A covariance matrix-based spectrum sensing technology exploiting stochastic resonance and filters

摘要

Cognitive radio (CR) is designed to implement dynamical spectrum sharing and reduce the negative effect of spectrum scarcity caused by the exponential increase in the number of wireless devices. CR requires that spectrum sensing should detect licenced signals quickly and accurately and enable coexistence between primary and secondary users without interference. However, spectrum sensing with a low signal-to-noise ratio (SNR) is still a challenge in CR systems. This paper proposes a novel covariance matrix-based spectrum sensing method by using stochastic resonance (SR) and filters.
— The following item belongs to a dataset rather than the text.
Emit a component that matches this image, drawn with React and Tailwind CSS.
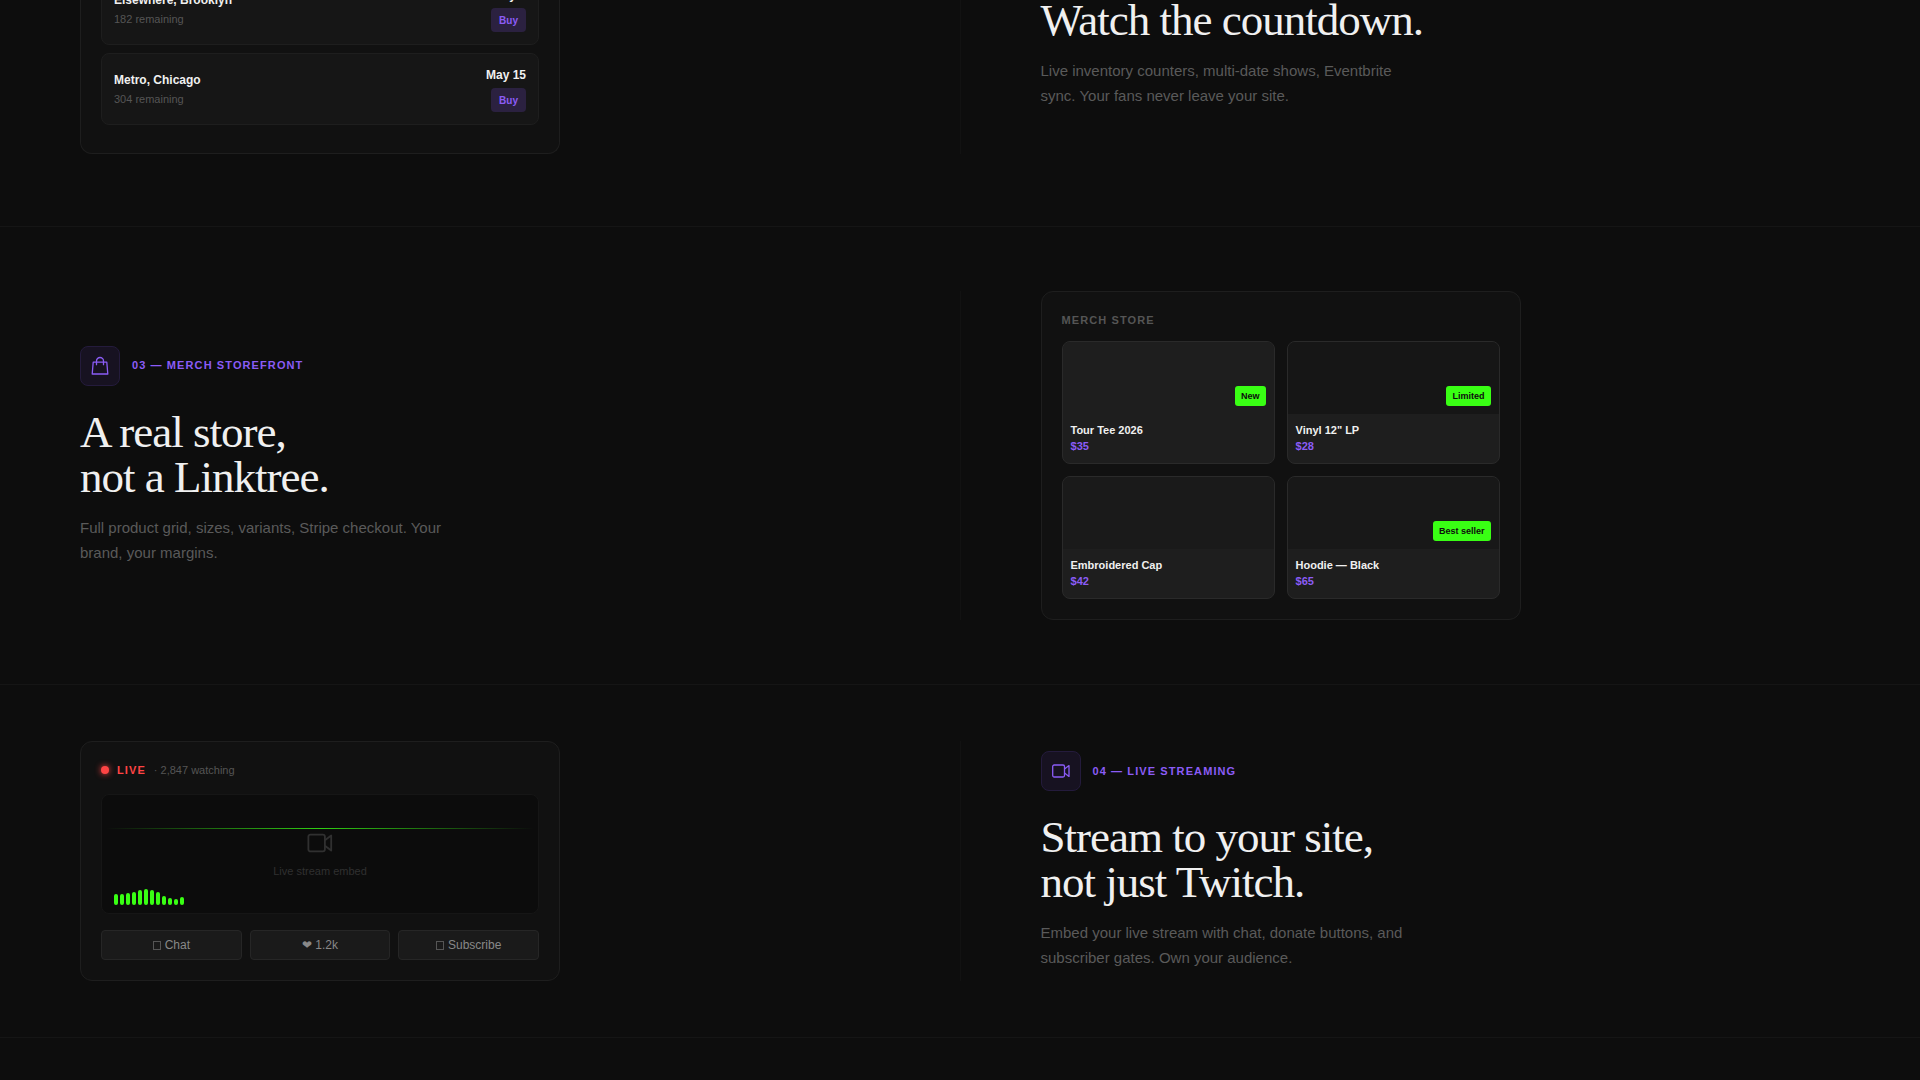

SR is implemented to enforce the detection signal of multiple antennas in low SNR conditions. The filters are equipped in the receiver to reduce the interference segment of noise frequency. Then, two test statistics computed by the likelihood ratio test (LRT) or the maximum eigenvalues detector (MED) are constructed by the sample covariance matrix of the processed signals. The simulation results exhibit the spectrum sensing performance of the proposed algorithms under various channel conditions, namely, additive white Gaussian noise (AWGN) and Rayleigh fading channels. The energy detector (ED) is also compared with LRT and MED. The simulation results demonstrate that SR and filter implementation can achieve a considerable improvement in spectrum sensing performance under a strong noise background.